OPSEU wants the government to retract its expansion of RTD spirit beverages and once again make them exclusive to LCBO, which is still the sole wholesaler of RTDs to grocery stores.

Ford said he would not budge on the plans to increase alcohol sales in venues outside of the LCBO, according to media reports last week.

Reporting in 2023, the LCBO noted that since its fiscal year 2017-18, beer consumption had decreased by 3%, wine was down 1.5%, while spirit sales grew by 1.3%. However, the LCBO noted that in that five-year period the sale of ready-to-drink coolers and seltzers “accelerated” by 20%.

Industry trade association Spirits Canada CEO Cal Bricker tells Just Drinks the plans to ease restrictions on RTD sales “draws the spirits industry closer to a level playing field that supports Ontarians”.

“However, we believe that the government can take this further,” Bricker added. “This should not be the end of expanding product availability and there is no reason that all spirits products should not be available in every point of sale that other beverage alcohol products are featured.”

According to the Ontario government roadmap for the alcohol expansion, the next milestone will be 5 September, after which all “eligible” convenience stores can sell beer, cider, wine and RTD beverages.

From 31 October, all “eligible” grocery and big-box stores will have access to the alcohol products listed above.

“Our responsible and balanced approach treats Ontario consumers like adults by giving them more choice and convenience, while also supporting Ontario retailers, domestic producers and workers in the alcohol industry,” Ontario Minister of Finance Peter Bethlenfalvy said.

“As we launch this new marketplace, we will continue to meet, consult and work closely with industry partners, local beverage alcohol producers and other stakeholders.”

The Ontario government said LCBO will remain a “public asset” and will continue to operate as a wholesaler and a retailer. It noted that a “full complement of beverages” such as vodka, gin and whisky will continue to be sold “exclusively” through the LCBO.

The beginning of the end of alcohol monopolies?

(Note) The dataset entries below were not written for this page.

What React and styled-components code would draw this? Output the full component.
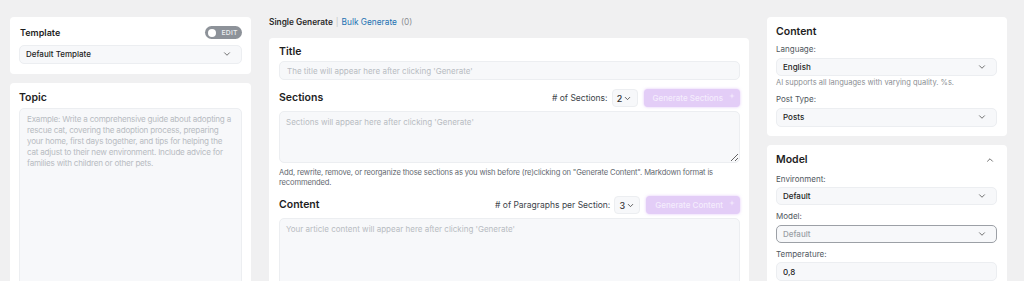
import React from "react";
import styled, { createGlobalStyle } from "styled-components";
import { ChevronDown, ChevronUp } from "lucide-react";

const GlobalStyle = createGlobalStyle`
  html, body {
    margin: 0;
    padding: 0;
    background: #f0f0f1;
    overflow: hidden;
    font-family: Inter, "Noto Sans", sans-serif;
    color: #1e1e1e;
  }
  * { box-sizing: border-box; }
`;

export default function App() {
  return (
    <>
      <GlobalStyle />
      <Page>
        <Column>
          <Card>
            <TopRow>
              <SmallTitle>Template</SmallTitle>
              <Toggle>
                <Knob />
                EDIT
              </Toggle>
            </TopRow>
            <Select $h={18.5} style={{ marginTop: 6 }}>
              <span>Default Template</span>
              <ChevronDown size={10} strokeWidth={2} />
            </Select>
          </Card>
          <Card>
            <Heading>Topic</Heading>
            <TopicArea
              placeholder="Example: Write a comprehensive guide about adopting a rescue cat, covering the adoption process, preparing your home, first days together, and tips for helping the cat adjust to their new environment. Include advice for families with children or other pets."
            />
          </Card>
        </Column>

        <Column>
          <Tabs>
            <b>Single Generate</b>
            <Sep>|</Sep>
            <TabLink>Bulk Generate</TabLink>
            <Count>(0)</Count>
          </Tabs>
          <MainCard>
            <Heading>Title</Heading>
            <TextInput placeholder="The title will appear here after clicking 'Generate'" />

            <SectionRow>
              <Heading>Sections</Heading>
              <Controls>
                <CtrlLabel># of Sections:</CtrlLabel>
                <NumSelect>
                  2 <ChevronDown size={9} strokeWidth={2.2} />
                </NumSelect>
                <GenButton>
                  Generate Sections
                  <Sparkle />
                </GenButton>
              </Controls>
            </SectionRow>
            <TextArea $h={52} placeholder="Sections will appear here after clicking 'Generate'" />
            <Help>
              Add, rewrite, remove, or reorganize those sections as you wish before (re)clicking on "Generate Content". Markdown format is recommended.
            </Help>

            <SectionRow $gap={8}>
              <Heading>Content</Heading>
              <Controls>
                <CtrlLabel># of Paragraphs per Section:</CtrlLabel>
                <NumSelect>
                  3 <ChevronDown size={9} strokeWidth={2.2} />
                </NumSelect>
                <GenButton>
                  Generate Content
                  <Sparkle />
                </GenButton>
              </Controls>
            </SectionRow>
            <TextArea $h={200} $noResize placeholder="Your article content will appear here after clicking 'Generate'" />
          </MainCard>
        </Column>

        <Column>
          <SideCard>
            <Heading>Content</Heading>
            <Label>Language:</Label>
            <Select>
              <span>English</span>
              <ChevronDown size={10} strokeWidth={2} />
            </Select>
            <Hint>AI supports all languages with varying quality. %s.</Hint>
            <Label>Post Type:</Label>
            <Select $h={19}>
              <span>Posts</span>
              <ChevronDown size={10} strokeWidth={2} />
            </Select>
          </SideCard>
          <SideCard>
            <CardHeader>
              <Heading>Model</Heading>
              <ChevronUp size={10} strokeWidth={2} color="#555" />
            </CardHeader>
            <Label>Environment:</Label>
            <Select>
              <span>Default</span>
              <ChevronDown size={10} strokeWidth={2} />
            </Select>
            <Label>Model:</Label>
            <Select $bordered>
              <span>Default</span>
              <ChevronDown size={10} strokeWidth={2} />
            </Select>
            <Label>Temperature:</Label>
            <TempInput defaultValue="0,8" />
          </SideCard>
        </Column>
      </Page>
    </>
  );
}

function Sparkle() {
  return (
    <svg width="6" height="6" viewBox="0 0 10 10" style={{ marginTop: -5 }}>
      <path d="M5 0 L6 4 L10 5 L6 6 L5 10 L4 6 L0 5 L4 4 Z" fill="#f5ecfd" />
    </svg>
  );
}

const Page = styled.div`
  display: grid;
  grid-template-columns: 241px 480px 240px;
  column-gap: 18px;
  padding: 17px 0 0 10px;
  height: 281px;
  align-items: start;
`;

const Column = styled.div`
  display: flex;
  flex-direction: column;
  gap: 9px;
`;

const Card = styled.div`
  background: #fff;
  border-radius: 4px;
  padding: 9px 9px 10px 9px;
  display: flex;
  flex-direction: column;
`;

const SideCard = styled(Card)`
  padding: 9px 10px 9px 9px;
`;

const MainCard = styled.div`
  background: #fff;
  border-radius: 4px;
  padding: 8px 9px 0 10px;
  display: flex;
  flex-direction: column;
  margin-top: 1px;
`;

const TopRow = styled.div`
  display: flex;
  align-items: center;
  justify-content: space-between;
  height: 13px;
  padding-left: 1px;
`;

const SmallTitle = styled.div`
  font-size: 9px;
  font-weight: 600;
`;

const Toggle = styled.div`
  width: 37px;
  height: 13px;
  border-radius: 7px;
  background: #8d9299;
  color: #eceef0;
  font-size: 6.8px;
  font-weight: 500;
  letter-spacing: 0.2px;
  display: flex;
  align-items: center;
  gap: 6px;
  padding-left: 2.5px;
`;

const Knob = styled.span`
  width: 8px;
  height: 8px;
  border-radius: 50%;
  background: #fff;
`;

const Heading = styled.div`
  font-size: 10.5px;
  font-weight: 600;
  line-height: 12px;
  color: #1e1e1e;
`;

const CardHeader = styled.div`
  display: flex;
  align-items: center;
  justify-content: space-between;
  padding-right: 2px;
  height: 12px;
  margin-bottom: 2px;
`;

const Select = styled.div`
  height: ${(p) => p.$h || 18}px;
  border-radius: 5px;
  background: #f7f8fa;
  border: 1px solid ${(p) => (p.$bordered ? "#9ca0a6" : "#eceef1")};
  display: flex;
  align-items: center;
  justify-content: space-between;
  padding: 0 9px 0 6px;
  font-size: 8px;
  font-weight: 500;
  color: ${(p) => (p.$bordered ? "#9a9ea4" : "#1e1e1e")};
  svg { color: #555; }
`;

const TopicArea = styled.textarea`
  margin-top: 4px;
  height: 300px;
  width: 100%;
  resize: none;
  border: 1px solid #eceef1;
  border-radius: 5px;
  background: #f7f8fa;
  padding: 5px 6px 5px 7px;
  font-family: inherit;
  font-size: 8.1px;
  letter-spacing: -0.22px;
  line-height: 11px;
  outline: none;
  &::placeholder { color: #b8bcc2; }
`;

const Tabs = styled.div`
  font-size: 8.3px;
  line-height: 10px;
  color: #2c2c2c;
  display: flex;
  gap: 3px;
  margin-bottom: 1px;
  b { font-weight: 600; }
`;

const Sep = styled.span`
  color: #c4c4c4;
`;

const TabLink = styled.span`
  color: #2271b1;
`;

const Count = styled.span`
  color: #8c8f94;
  margin-left: 1px;
`;

const TextInput = styled.input`
  margin-top: 3px;
  height: 19px;
  width: 100%;
  border: 1px solid #eceef1;
  border-radius: 5px;
  background: #f7f8fa;
  padding: 0 7px;
  font-family: inherit;
  font-size: 8px;
  outline: none;
  &::placeholder { color: #b8bcc2; }
`;

const SectionRow = styled.div`
  display: flex;
  align-items: center;
  justify-content: space-between;
  margin-top: ${(p) => p.$gap || 9}px;
  height: 18px;
`;

const Controls = styled.div`
  display: flex;
  align-items: center;
`;

const CtrlLabel = styled.span`
  font-size: 8.5px;
  color: #3c434a;
  margin-right: 4px;
`;

const NumSelect = styled.div`
  height: 18px;
  width: 26px;
  border-radius: 4px;
  background: #f7f8fa;
  border: 1px solid #eceef1;
  display: flex;
  align-items: center;
  justify-content: center;
  gap: 1px;
  font-size: 9px;
  font-weight: 500;
  color: #333;
  margin-right: 6px;
  svg { color: #444; }
`;

const GenButton = styled.div`
  height: 18px;
  border-radius: 4px;
  background: #e3cdf7;
  box-shadow: 0 0 3px rgba(205, 160, 245, 0.6);
  color: #f4ecfd;
  font-size: 8px;
  font-weight: 500;
  display: flex;
  align-items: center;
  gap: 6px;
  padding: 0 5px 0 9px;
`;

const TextArea = styled.textarea`
  margin-top: 4px;
  height: ${(p) => p.$h}px;
  width: 100%;
  resize: ${(p) => (p.$noResize ? "none" : "vertical")};
  border: 1px solid #eceef1;
  border-radius: 5px;
  background: #f7f8fa;
  padding: 5px 6px;
  font-family: inherit;
  font-size: 8px;
  line-height: 11px;
  outline: none;
  display: block;
  &::placeholder { color: #b8bcc2; }
`;

const Help = styled.div`
  margin-top: 5px;
  font-size: 7.6px;
  letter-spacing: -0.15px;
  line-height: 10px;
  color: #646970;
`;

const Label = styled.div`
  font-size: 8px;
  line-height: 11px;
  color: #50575e;
  margin-top: 6px;
  margin-bottom: 2.5px;
`;

const Hint = styled.div`
  font-size: 7.5px;
  line-height: 11px;
  color: #8c8f94;
  margin-top: 1.5px;
`;

const TempInput = styled.input`
  height: 19px;
  width: 100%;
  border: 1px solid #eceef1;
  border-radius: 5px;
  background: #f7f8fa;
  padding: 0 6px;
  font-family: inherit;
  font-size: 8px;
  font-weight: 500;
  color: #1e1e1e;
  outline: none;
`;
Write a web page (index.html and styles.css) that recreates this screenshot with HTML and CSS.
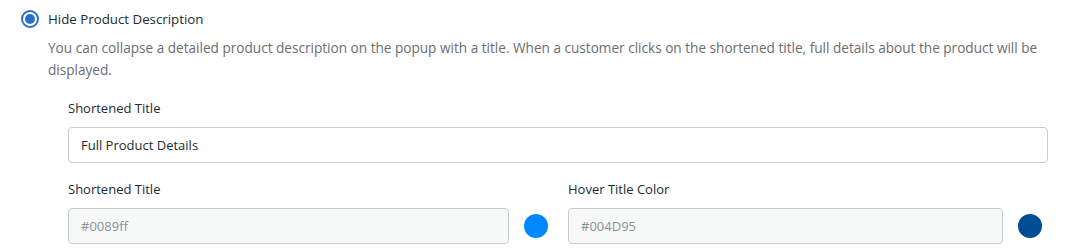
FILE: index.html
```html
<!DOCTYPE html>
<html lang="en">
<head>
    <meta charset="UTF-8">
    <title>Hide Product Description</title>
    <link rel="stylesheet" href="styles.css">
</head>
<body>
    <div class="option">
        <label class="radio">
            <input type="radio" name="desc" checked>
            <span class="radio-mark"></span>
            <span class="radio-text">Hide Product Description</span>
        </label>
        <p class="help">You can collapse a detailed product description on the popup with a title. When a customer clicks on the shortened title, full details about the product will be displayed.</p>

        <div class="fields">
            <div class="field">
                <label class="field-label">Shortened Title</label>
                <input type="text" class="text-input" value="Full Product Details">
            </div>
            <div class="color-grid">
                <div class="field">
                    <label class="field-label">Shortened Title</label>
                    <div class="color-row">
                        <input type="text" class="text-input muted" value="#0089ff">
                        <span class="swatch" style="background:#0089ff"></span>
                    </div>
                </div>
                <div class="field field-last">
                    <label class="field-label">Hover Title Color</label>
                    <div class="color-row">
                        <input type="text" class="text-input muted" value="#004D95">
                        <span class="swatch" style="background:#004D95"></span>
                    </div>
                </div>
            </div>
        </div>
    </div>
</body>
</html>
```

FILE: styles.css
```css
:root { --text: #212b36; --muted: #6b6e72; --border: #c9cccf; --primary: #2c6ecb; }
body { margin: 0; font-family: 'Open Sans', 'Noto Sans', sans-serif; color: var(--text); background: #fff; }
.option { padding: 10px 21px 0 21px; }
.radio { display: flex; align-items: center; gap: 9px; height: 18px; cursor: pointer; }
.radio input { display: none; }
.radio-mark { width: 18px; height: 18px; border-radius: 50%; border: 2px solid var(--primary); box-sizing: border-box; display: flex; align-items: center; justify-content: center; }
.radio-mark::after { content: ''; width: 10px; height: 10px; border-radius: 50%; background: var(--primary); }
.radio-text { font-size: 13.3px; }
.help { margin: 9px 0 0 27px; font-size: 13.6px; line-height: 22px; color: var(--muted); }
.fields { margin: 18px 0 0 47px; width: 980px; }
.field-label { display: block; font-size: 13px; line-height: 18px; margin-bottom: 10px; }
.text-input { width: 100%; height: 36px; box-sizing: border-box; border: 1px solid var(--border); border-radius: 4px; padding: 0 12px; font: inherit; font-size: 13px; color: var(--text); background: #fff; outline: none; }
.text-input.muted { background: #f7f8f8; color: #8c9196; }
.color-grid { display: grid; grid-template-columns: 1fr 1fr; gap: 20px; margin-top: 17px; }
.field-last { padding-right: 6px; }
.color-row { display: flex; align-items: center; gap: 15px; }
.color-row .text-input { flex: 1; }
.swatch { width: 24px; height: 24px; border-radius: 50%; flex: none; }
```
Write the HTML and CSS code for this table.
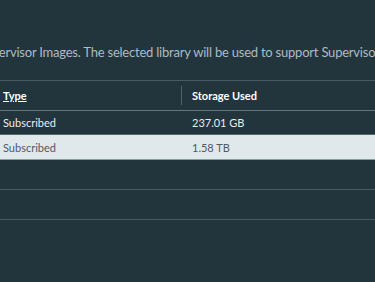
FILE: index.html
```
<!DOCTYPE html>
<html lang="en">
<head>
  <meta charset="UTF-8" />
  <title>Content Library</title>
  <link rel="stylesheet" href="styles.css">
</head>
<body>

  <div class="page">
    <!-- Description -->
    <p class="intro">Supervisor Images. The selected library will be used to support Supervisor Clusters.</p>

    <!-- Library grid -->
    <div class="grid">
      <div class="grid-row grid-head">
        <div class="cell col-type"><span class="sort">Type</span></div>
        <div class="cell col-storage">Storage Used</div>
      </div>
      <div class="grid-row">
        <div class="cell col-type">Subscribed</div>
        <div class="cell col-storage">237.01 GB</div>
      </div>
      <div class="grid-row selected">
        <div class="cell col-type">Subscribed</div>
        <div class="cell col-storage">1.58 TB</div>
      </div>
    </div>

    <div class="blank-row"></div>
    <div class="blank-row"></div>
  </div>

</body>
</html>
```

FILE: styles.css
```
* {
  box-sizing: border-box;
}

body {
  margin: 0;
  padding: 0;
  background: #22343c;
  font-family: 'Lato', 'Open Sans', sans-serif;
  color: #e9ecef;
  height: 100vh;
  overflow: hidden;
}

.page {
  padding-top: 44px;
  overflow: hidden;
}

.intro {
  margin: 0 0 0 -22px;
  white-space: nowrap;
  font-size: 13px;
  line-height: 16px;
  letter-spacing: -0.22px;
  color: #adbbc4;
}

/* Grid */
.grid {
  margin-top: 20px;
  margin-left: -9px;
  border-top: 1px solid #485a62;
  border-bottom: 1px solid #8c9ba1;
}

.grid-row {
  display: flex;
  height: 24px;
  border-bottom: 1px solid #55666e;
  font-size: 11px;
}

.grid-row:last-child {
  border-bottom: none;
}

.grid-head {
  height: 30px;
  font-weight: 700;
  color: #ffffff;
  border-bottom-color: #66767d;
}

.cell {
  display: flex;
  align-items: center;
  padding: 0 12px;
}

.col-type {
  width: 190px;
}

.col-storage {
  flex: 1;
  padding-left: 11px;
}

.grid-head .col-storage {
  position: relative;
}

.grid-head .col-storage::before {
  content: "";
  position: absolute;
  left: 0;
  top: 5px;
  bottom: 5px;
  width: 1px;
  background: #4f6068;
}

.sort {
  text-decoration: underline;
}

.selected {
  background: #e1e8eb;
  color: #4f5a60;
}

.blank-row {
  height: 30px;
  border-bottom: 1px solid #485a62;
}
```
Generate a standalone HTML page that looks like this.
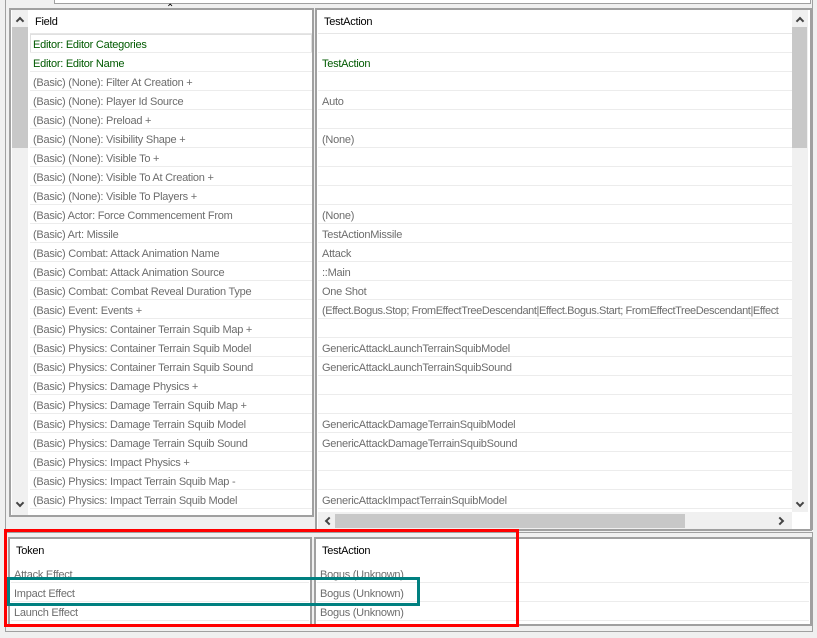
<!DOCTYPE html>
<html><head><meta charset="utf-8"><style>
*{margin:0;padding:0;box-sizing:border-box}
body{width:817px;height:638px;background:#f0f0f0;position:relative;overflow:hidden;font-family:"Liberation Sans",Arial,sans-serif;font-size:11px;letter-spacing:-0.25px;color:#6d6d6d}
.a{position:absolute}
.frame{border:1px solid #a0a0a0;background:#fff}
.row{position:absolute;height:19px;line-height:22px;border-bottom:1px solid #ececec;white-space:nowrap;overflow:hidden}
.g{color:#005a00}
.k{color:#000}
.chev{position:absolute;width:6px;height:6px;border-left:2px solid #444;border-top:2px solid #444}
</style></head><body>
<div class="a" style="left:54px;top:-2px;width:757px;height:6px;border:1px solid #a0a0a0;background:#fff"></div>
<div class="a" style="left:5px;top:0;width:1px;height:530px;background:#a0a0a0"></div>
<div class="a" style="left:812px;top:0;width:1px;height:530px;background:#a0a0a0"></div>

<div class="a frame" style="left:9px;top:8px;width:305px;height:509px;border:2px double #a0a0a0"></div>
<div class="a" style="left:12px;top:10px;width:16px;height:505px;background:#f0f0f0"></div>
<div class="a" style="left:12px;top:27px;width:16px;height:121px;background:#c8c8c8"></div>
<div class="chev" style="left:17px;top:18px;transform:rotate(45deg)"></div>
<div class="chev" style="left:17px;top:500px;transform:rotate(225deg)"></div>
<div class="a k" style="left:35px;top:16px">Field</div>
<div class="a k" style="left:166px;top:3px;font-size:10px">&#8963;</div>
<div class="a" style="left:30px;top:33px;width:282px;height:1px;background:#e6e6e6"></div>
<div class="a" style="left:30px;top:34px;width:282px;height:19px;border:1px solid #e0e0e0"></div>

<div class="a frame" style="left:315px;top:8px;width:497px;height:523px;border:2px double #a0a0a0"></div>
<div class="a k" style="left:324px;top:16px">TestAction</div>
<div class="a" style="left:318px;top:33px;width:474px;height:1px;background:#e6e6e6"></div>
<div class="a" style="left:792px;top:10px;width:16px;height:502px;background:#f0f0f0"></div>
<div class="a" style="left:792px;top:27px;width:15px;height:121px;background:#c8c8c8"></div>
<div class="chev" style="left:797px;top:18px;transform:rotate(45deg)"></div>
<div class="chev" style="left:797px;top:500px;transform:rotate(225deg)"></div>
<div class="a" style="left:318px;top:512px;width:474px;height:17px;background:#f0f0f0"></div>
<div class="a" style="left:335px;top:514px;width:350px;height:14px;background:#c8c8c8"></div>
<div class="chev" style="left:326px;top:518px;transform:rotate(-45deg)"></div>
<div class="chev" style="left:777px;top:518px;transform:rotate(135deg)"></div>

<div class="row g" style="left:30px;top:34px;width:282px;padding-left:3px">Editor: Editor Categories</div>
<div class="row g" style="left:30px;top:53px;width:282px;padding-left:3px">Editor: Editor Name</div>
<div class="row" style="left:30px;top:72px;width:282px;padding-left:3px">(Basic) (None): Filter At Creation +</div>
<div class="row" style="left:30px;top:91px;width:282px;padding-left:3px">(Basic) (None): Player Id Source</div>
<div class="row" style="left:30px;top:110px;width:282px;padding-left:3px">(Basic) (None): Preload +</div>
<div class="row" style="left:30px;top:129px;width:282px;padding-left:3px">(Basic) (None): Visibility Shape +</div>
<div class="row" style="left:30px;top:148px;width:282px;padding-left:3px">(Basic) (None): Visible To +</div>
<div class="row" style="left:30px;top:167px;width:282px;padding-left:3px">(Basic) (None): Visible To At Creation +</div>
<div class="row" style="left:30px;top:186px;width:282px;padding-left:3px">(Basic) (None): Visible To Players +</div>
<div class="row" style="left:30px;top:205px;width:282px;padding-left:3px">(Basic) Actor: Force Commencement From</div>
<div class="row" style="left:30px;top:224px;width:282px;padding-left:3px">(Basic) Art: Missile</div>
<div class="row" style="left:30px;top:243px;width:282px;padding-left:3px">(Basic) Combat: Attack Animation Name</div>
<div class="row" style="left:30px;top:262px;width:282px;padding-left:3px">(Basic) Combat: Attack Animation Source</div>
<div class="row" style="left:30px;top:281px;width:282px;padding-left:3px">(Basic) Combat: Combat Reveal Duration Type</div>
<div class="row" style="left:30px;top:300px;width:282px;padding-left:3px">(Basic) Event: Events +</div>
<div class="row" style="left:30px;top:319px;width:282px;padding-left:3px">(Basic) Physics: Container Terrain Squib Map +</div>
<div class="row" style="left:30px;top:338px;width:282px;padding-left:3px">(Basic) Physics: Container Terrain Squib Model</div>
<div class="row" style="left:30px;top:357px;width:282px;padding-left:3px">(Basic) Physics: Container Terrain Squib Sound</div>
<div class="row" style="left:30px;top:376px;width:282px;padding-left:3px">(Basic) Physics: Damage Physics +</div>
<div class="row" style="left:30px;top:395px;width:282px;padding-left:3px">(Basic) Physics: Damage Terrain Squib Map +</div>
<div class="row" style="left:30px;top:414px;width:282px;padding-left:3px">(Basic) Physics: Damage Terrain Squib Model</div>
<div class="row" style="left:30px;top:433px;width:282px;padding-left:3px">(Basic) Physics: Damage Terrain Squib Sound</div>
<div class="row" style="left:30px;top:452px;width:282px;padding-left:3px">(Basic) Physics: Impact Physics +</div>
<div class="row" style="left:30px;top:471px;width:282px;padding-left:3px">(Basic) Physics: Impact Terrain Squib Map -</div>
<div class="row" style="left:30px;top:490px;width:282px;padding-left:3px">(Basic) Physics: Impact Terrain Squib Model</div>

<div class="row" style="left:318px;top:34px;width:474px"></div>
<div class="row g" style="left:318px;top:53px;width:474px;padding-left:4px">TestAction</div>
<div class="row" style="left:318px;top:72px;width:474px"></div>
<div class="row" style="left:318px;top:91px;width:474px;padding-left:4px">Auto</div>
<div class="row" style="left:318px;top:110px;width:474px"></div>
<div class="row" style="left:318px;top:129px;width:474px;padding-left:4px">(None)</div>
<div class="row" style="left:318px;top:148px;width:474px"></div>
<div class="row" style="left:318px;top:167px;width:474px"></div>
<div class="row" style="left:318px;top:186px;width:474px"></div>
<div class="row" style="left:318px;top:205px;width:474px;padding-left:4px">(None)</div>
<div class="row" style="left:318px;top:224px;width:474px;padding-left:4px">TestActionMissile</div>
<div class="row" style="left:318px;top:243px;width:474px;padding-left:4px">Attack</div>
<div class="row" style="left:318px;top:262px;width:474px;padding-left:4px">::Main</div>
<div class="row" style="left:318px;top:281px;width:474px;padding-left:4px">One Shot</div>
<div class="row" style="left:318px;top:300px;width:474px;padding-left:4px;letter-spacing:-0.4px">(Effect.Bogus.Stop; FromEffectTreeDescendant|Effect.Bogus.Start; FromEffectTreeDescendant|Effect</div>
<div class="row" style="left:318px;top:319px;width:474px"></div>
<div class="row" style="left:318px;top:338px;width:474px;padding-left:4px">GenericAttackLaunchTerrainSquibModel</div>
<div class="row" style="left:318px;top:357px;width:474px;padding-left:4px">GenericAttackLaunchTerrainSquibSound</div>
<div class="row" style="left:318px;top:376px;width:474px"></div>
<div class="row" style="left:318px;top:395px;width:474px"></div>
<div class="row" style="left:318px;top:414px;width:474px;padding-left:4px">GenericAttackDamageTerrainSquibModel</div>
<div class="row" style="left:318px;top:433px;width:474px;padding-left:4px">GenericAttackDamageTerrainSquibSound</div>
<div class="row" style="left:318px;top:452px;width:474px"></div>
<div class="row" style="left:318px;top:471px;width:474px"></div>
<div class="row" style="left:318px;top:490px;width:474px;padding-left:4px">GenericAttackImpactTerrainSquibModel</div>

<div class="a" style="left:5px;top:532px;width:808px;height:100px;border:1px solid #a0a0a0"></div>
<div class="a frame" style="left:8px;top:537px;width:304px;height:89px;border:2px double #a0a0a0"></div>
<div class="a frame" style="left:314px;top:537px;width:498px;height:89px;border:2px double #a0a0a0"></div>
<div class="a k" style="left:16px;top:545px">Token</div>
<div class="a k" style="left:322px;top:545px">TestAction</div>
<div class="row" style="left:11px;top:564px;width:298px;padding-left:3px">Attack Effect</div>
<div class="row" style="left:11px;top:583px;width:298px;padding-left:3px">Impact Effect</div>
<div class="row" style="left:11px;top:602px;width:298px;padding-left:3px">Launch Effect</div>
<div class="row" style="left:317px;top:564px;width:492px;padding-left:3px">Bogus (Unknown)</div>
<div class="row" style="left:317px;top:583px;width:492px;padding-left:3px">Bogus (Unknown)</div>
<div class="row" style="left:317px;top:602px;width:492px;padding-left:3px">Bogus (Unknown)</div>

<div class="a" style="left:4px;top:529px;width:515px;height:98px;border:3px solid #ff0000"></div>
<div class="a" style="left:7px;top:577px;width:413px;height:29px;border:3px solid #008080"></div>
</body></html>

There are signs the historic alcohol monopoly systems that were established in a number of countries are changing,

In recent months, there have been changes announced to how some Nordic state-run monopolies operate, with both Sweden and Finland relaxing laws.

Last month, the Finnish parliament voted to raise the maximum alcohol content limit for drinks sold in supermarkets from 5.5% to 8% abv. That law came into effect on 10 June.

In a similar move, the Swedish government in June announced plans to allow the sale of “artisanally” produced alcoholic beverages in small quantities at the point of source. Currently, state-owned retailer Systembolaget handles all sales of alcohol above 3.5% abv.

“What a fully modernised alcohol retail system in Ontario looks like in the future is something that remains to be seen,” Spirits Canada CEO Bricker says.

“But a system that continues to promote the responsible and moderate consumption of alcohol, increases business investment, economic contribution, economic competitiveness, reduction of red tape and taxes, and the collaboration between public and private sector should be considerations.”